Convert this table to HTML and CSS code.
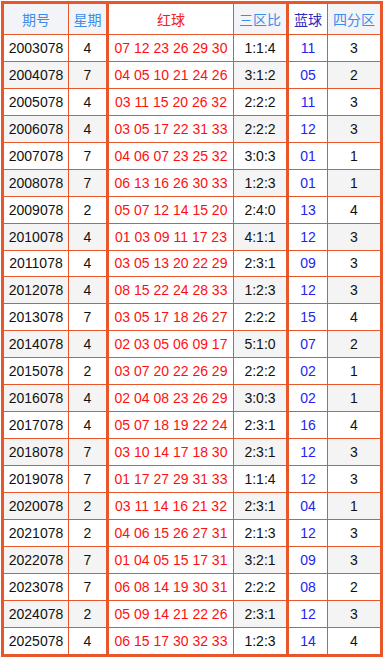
FILE: index.html
```html
<!DOCTYPE html>
<html lang="zh">
<head>
<meta charset="utf-8">
<title>开奖号码</title>
<link rel="stylesheet" href="styles.css">
</head>
<body>
<table class="draws">
  <colgroup>
    <col class="c-issue"><col class="c-week"><col class="c-red"><col class="c-zone"><col class="c-blue"><col class="c-quad">
  </colgroup>
  <thead>
    <tr>
      <th class="h-plain">期号</th>
      <th class="h-plain thick">星期</th>
      <th class="h-red">红球</th>
      <th class="h-plain thick">三区比</th>
      <th class="h-blue">蓝球</th>
      <th class="h-plain last">四分区</th>
    </tr>
  </thead>
  <tbody>
    <tr><td class="p">2003078</td><td class="p thick">4</td><td class="red">07 12 23 26 29 30</td><td class="p thick">1:1:4</td><td class="blue">11</td><td class="p last">3</td></tr>
    <tr><td class="p">2004078</td><td class="p thick">7</td><td class="red">04 05 10 21 24 26</td><td class="p thick">3:1:2</td><td class="blue">05</td><td class="p last">2</td></tr>
    <tr><td class="p">2005078</td><td class="p thick">4</td><td class="red">03 11 15 20 26 32</td><td class="p thick">2:2:2</td><td class="blue">11</td><td class="p last">3</td></tr>
    <tr><td class="p">2006078</td><td class="p thick">4</td><td class="red">03 05 17 22 31 33</td><td class="p thick">2:2:2</td><td class="blue">12</td><td class="p last">3</td></tr>
    <tr><td class="p">2007078</td><td class="p thick">7</td><td class="red">04 06 07 23 25 32</td><td class="p thick">3:0:3</td><td class="blue">01</td><td class="p last">1</td></tr>
    <tr><td class="p">2008078</td><td class="p thick">7</td><td class="red">06 13 16 26 30 33</td><td class="p thick">1:2:3</td><td class="blue">01</td><td class="p last">1</td></tr>
    <tr><td class="p">2009078</td><td class="p thick">2</td><td class="red">05 07 12 14 15 20</td><td class="p thick">2:4:0</td><td class="blue">13</td><td class="p last">4</td></tr>
    <tr><td class="p">2010078</td><td class="p thick">4</td><td class="red">01 03 09 11 17 23</td><td class="p thick">4:1:1</td><td class="blue">12</td><td class="p last">3</td></tr>
    <tr><td class="p">2011078</td><td class="p thick">4</td><td class="red">03 05 13 20 22 29</td><td class="p thick">2:3:1</td><td class="blue">09</td><td class="p last">3</td></tr>
    <tr><td class="p">2012078</td><td class="p thick">4</td><td class="red">08 15 22 24 28 33</td><td class="p thick">1:2:3</td><td class="blue">12</td><td class="p last">3</td></tr>
    <tr><td class="p">2013078</td><td class="p thick">7</td><td class="red">03 05 17 18 26 27</td><td class="p thick">2:2:2</td><td class="blue">15</td><td class="p last">4</td></tr>
    <tr><td class="p">2014078</td><td class="p thick">4</td><td class="red">02 03 05 06 09 17</td><td class="p thick">5:1:0</td><td class="blue">07</td><td class="p last">2</td></tr>
    <tr><td class="p">2015078</td><td class="p thick">2</td><td class="red">03 07 20 22 26 29</td><td class="p thick">2:2:2</td><td class="blue">02</td><td class="p last">1</td></tr>
    <tr><td class="p">2016078</td><td class="p thick">4</td><td class="red">02 04 08 23 26 29</td><td class="p thick">3:0:3</td><td class="blue">02</td><td class="p last">1</td></tr>
    <tr><td class="p">2017078</td><td class="p thick">4</td><td class="red">05 07 18 19 22 24</td><td class="p thick">2:3:1</td><td class="blue">16</td><td class="p last">4</td></tr>
    <tr><td class="p">2018078</td><td class="p thick">7</td><td class="red">03 10 14 17 18 30</td><td class="p thick">2:3:1</td><td class="blue">12</td><td class="p last">3</td></tr>
    <tr><td class="p">2019078</td><td class="p thick">7</td><td class="red">01 17 27 29 31 33</td><td class="p thick">1:1:4</td><td class="blue">12</td><td class="p last">3</td></tr>
    <tr><td class="p">2020078</td><td class="p thick">2</td><td class="red">03 11 14 16 21 32</td><td class="p thick">2:3:1</td><td class="blue">04</td><td class="p last">1</td></tr>
    <tr><td class="p">2021078</td><td class="p thick">2</td><td class="red">04 06 15 26 27 31</td><td class="p thick">2:1:3</td><td class="blue">12</td><td class="p last">3</td></tr>
    <tr><td class="p">2022078</td><td class="p thick">7</td><td class="red">01 04 05 15 17 31</td><td class="p thick">3:2:1</td><td class="blue">09</td><td class="p last">3</td></tr>
    <tr><td class="p">2023078</td><td class="p thick">7</td><td class="red">06 08 14 19 30 31</td><td class="p thick">2:2:2</td><td class="blue">08</td><td class="p last">2</td></tr>
    <tr><td class="p">2024078</td><td class="p thick">2</td><td class="red">05 09 14 21 22 26</td><td class="p thick">2:3:1</td><td class="blue">12</td><td class="p last">3</td></tr>
    <tr><td class="p">2025078</td><td class="p thick">4</td><td class="red">06 15 17 30 32 33</td><td class="p thick">1:2:3</td><td class="blue">14</td><td class="p last">4</td></tr>
  </tbody>
</table>
</body>
</html>
```

FILE: styles.css
```css
html, body {
  margin: 0;
  padding: 0;
  background: #ffffff;
}

.draws {
  margin: 1px;
  width: 382px;
  border: 3px solid #e8572a;
  border-collapse: separate;
  border-spacing: 0;
  table-layout: fixed;
  font-family: "Liberation Sans", Arial, "Noto Sans CJK SC", sans-serif;
  font-size: 14px;
  color: #111111;
}

.c-issue { width: 65px; }
.c-week  { width: 40px; }
.c-red   { width: 125px; }
.c-zone  { width: 55px; }
.c-blue  { width: 39px; }
.c-quad  { width: 52px; }

.draws th,
.draws td {
  box-sizing: border-box;
  padding: 0;
  text-align: center;
  white-space: nowrap;
  border-right: 1px solid #e8572a;
  border-bottom: 1px solid #e8572a;
}

.draws th {
  height: 31px;
  font-weight: normal;
  font-family: "Noto Sans CJK SC", "Liberation Sans", sans-serif;
  font-size: 14px;
}

.draws td {
  height: 26.94px;
  line-height: 16px;
}

.draws tbody tr:last-child td {
  border-bottom: 0;
  height: 25.94px;
}

.draws .thick {
  border-right: 3px solid #e8572a;
}

.draws .last {
  border-right: 0;
}

.h-plain {
  background: #f3f4f7;
  color: #3d8deb;
}

.h-red {
  background: #ffffff;
  color: #f22020;
}

.h-blue {
  background: #ffffff;
  color: #2b2bc0;
}

.p {
  background: #ffffff;
}

.draws tbody tr:nth-child(even) .p {
  background: #f4f4f4;
}

.red {
  color: #ff1010;
  background: #ffffff;
}

.blue {
  color: #2424f0;
  background: #ffffff;
}
```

- _Task objective_
Every line of the material is to be quoted exactly, with no pictures carried over.

- _Solution_
Convert this table to HTML and CSS code.
FILE: index.html
```html
<!DOCTYPE html>
<html lang="zh">
<head>
<meta charset="utf-8">
<title>开奖号码</title>
<link rel="stylesheet" href="styles.css">
</head>
<body>
<table class="draws">
  <colgroup>
    <col class="c-issue"><col class="c-week"><col class="c-red"><col class="c-zone"><col class="c-blue"><col class="c-quad">
  </colgroup>
  <thead>
    <tr>
      <th class="h-plain">期号</th>
      <th class="h-plain thick">星期</th>
      <th class="h-red">红球</th>
      <th class="h-plain thick">三区比</th>
      <th class="h-blue">蓝球</th>
      <th class="h-plain last">四分区</th>
    </tr>
  </thead>
  <tbody>
    <tr><td class="p">2003078</td><td class="p thick">4</td><td class="red">07 12 23 26 29 30</td><td class="p thick">1:1:4</td><td class="blue">11</td><td class="p last">3</td></tr>
    <tr><td class="p">2004078</td><td class="p thick">7</td><td class="red">04 05 10 21 24 26</td><td class="p thick">3:1:2</td><td class="blue">05</td><td class="p last">2</td></tr>
    <tr><td class="p">2005078</td><td class="p thick">4</td><td class="red">03 11 15 20 26 32</td><td class="p thick">2:2:2</td><td class="blue">11</td><td class="p last">3</td></tr>
    <tr><td class="p">2006078</td><td class="p thick">4</td><td class="red">03 05 17 22 31 33</td><td class="p thick">2:2:2</td><td class="blue">12</td><td class="p last">3</td></tr>
    <tr><td class="p">2007078</td><td class="p thick">7</td><td class="red">04 06 07 23 25 32</td><td class="p thick">3:0:3</td><td class="blue">01</td><td class="p last">1</td></tr>
    <tr><td class="p">2008078</td><td class="p thick">7</td><td class="red">06 13 16 26 30 33</td><td class="p thick">1:2:3</td><td class="blue">01</td><td class="p last">1</td></tr>
    <tr><td class="p">2009078</td><td class="p thick">2</td><td class="red">05 07 12 14 15 20</td><td class="p thick">2:4:0</td><td class="blue">13</td><td class="p last">4</td></tr>
    <tr><td class="p">2010078</td><td class="p thick">4</td><td class="red">01 03 09 11 17 23</td><td class="p thick">4:1:1</td><td class="blue">12</td><td class="p last">3</td></tr>
    <tr><td class="p">2011078</td><td class="p thick">4</td><td class="red">03 05 13 20 22 29</td><td class="p thick">2:3:1</td><td class="blue">09</td><td class="p last">3</td></tr>
    <tr><td class="p">2012078</td><td class="p thick">4</td><td class="red">08 15 22 24 28 33</td><td class="p thick">1:2:3</td><td class="blue">12</td><td class="p last">3</td></tr>
    <tr><td class="p">2013078</td><td class="p thick">7</td><td class="red">03 05 17 18 26 27</td><td class="p thick">2:2:2</td><td class="blue">15</td><td class="p last">4</td></tr>
    <tr><td class="p">2014078</td><td class="p thick">4</td><td class="red">02 03 05 06 09 17</td><td class="p thick">5:1:0</td><td class="blue">07</td><td class="p last">2</td></tr>
    <tr><td class="p">2015078</td><td class="p thick">2</td><td class="red">03 07 20 22 26 29</td><td class="p thick">2:2:2</td><td class="blue">02</td><td class="p last">1</td></tr>
    <tr><td class="p">2016078</td><td class="p thick">4</td><td class="red">02 04 08 23 26 29</td><td class="p thick">3:0:3</td><td class="blue">02</td><td class="p last">1</td></tr>
    <tr><td class="p">2017078</td><td class="p thick">4</td><td class="red">05 07 18 19 22 24</td><td class="p thick">2:3:1</td><td class="blue">16</td><td class="p last">4</td></tr>
    <tr><td class="p">2018078</td><td class="p thick">7</td><td class="red">03 10 14 17 18 30</td><td class="p thick">2:3:1</td><td class="blue">12</td><td class="p last">3</td></tr>
    <tr><td class="p">2019078</td><td class="p thick">7</td><td class="red">01 17 27 29 31 33</td><td class="p thick">1:1:4</td><td class="blue">12</td><td class="p last">3</td></tr>
    <tr><td class="p">2020078</td><td class="p thick">2</td><td class="red">03 11 14 16 21 32</td><td class="p thick">2:3:1</td><td class="blue">04</td><td class="p last">1</td></tr>
    <tr><td class="p">2021078</td><td class="p thick">2</td><td class="red">04 06 15 26 27 31</td><td class="p thick">2:1:3</td><td class="blue">12</td><td class="p last">3</td></tr>
    <tr><td class="p">2022078</td><td class="p thick">7</td><td class="red">01 04 05 15 17 31</td><td class="p thick">3:2:1</td><td class="blue">09</td><td class="p last">3</td></tr>
    <tr><td class="p">2023078</td><td class="p thick">7</td><td class="red">06 08 14 19 30 31</td><td class="p thick">2:2:2</td><td class="blue">08</td><td class="p last">2</td></tr>
    <tr><td class="p">2024078</td><td class="p thick">2</td><td class="red">05 09 14 21 22 26</td><td class="p thick">2:3:1</td><td class="blue">12</td><td class="p last">3</td></tr>
    <tr><td class="p">2025078</td><td class="p thick">4</td><td class="red">06 15 17 30 32 33</td><td class="p thick">1:2:3</td><td class="blue">14</td><td class="p last">4</td></tr>
  </tbody>
</table>
</body>
</html>
```

FILE: styles.css
```css
html, body {
  margin: 0;
  padding: 0;
  background: #ffffff;
}

.draws {
  margin: 1px;
  width: 382px;
  border: 3px solid #e8572a;
  border-collapse: separate;
  border-spacing: 0;
  table-layout: fixed;
  font-family: "Liberation Sans", Arial, "Noto Sans CJK SC", sans-serif;
  font-size: 14px;
  color: #111111;
}

.c-issue { width: 65px; }
.c-week  { width: 40px; }
.c-red   { width: 125px; }
.c-zone  { width: 55px; }
.c-blue  { width: 39px; }
.c-quad  { width: 52px; }

.draws th,
.draws td {
  box-sizing: border-box;
  padding: 0;
  text-align: center;
  white-space: nowrap;
  border-right: 1px solid #e8572a;
  border-bottom: 1px solid #e8572a;
}

.draws th {
  height: 31px;
  font-weight: normal;
  font-family: "Noto Sans CJK SC", "Liberation Sans", sans-serif;
  font-size: 14px;
}

.draws td {
  height: 26.94px;
  line-height: 16px;
}

.draws tbody tr:last-child td {
  border-bottom: 0;
  height: 25.94px;
}

.draws .thick {
  border-right: 3px solid #e8572a;
}

.draws .last {
  border-right: 0;
}

.h-plain {
  background: #f3f4f7;
  color: #3d8deb;
}

.h-red {
  background: #ffffff;
  color: #f22020;
}

.h-blue {
  background: #ffffff;
  color: #2b2bc0;
}

.p {
  background: #ffffff;
}

.draws tbody tr:nth-child(even) .p {
  background: #f4f4f4;
}

.red {
  color: #ff1010;
  background: #ffffff;
}

.blue {
  color: #2424f0;
  background: #ffffff;
}
```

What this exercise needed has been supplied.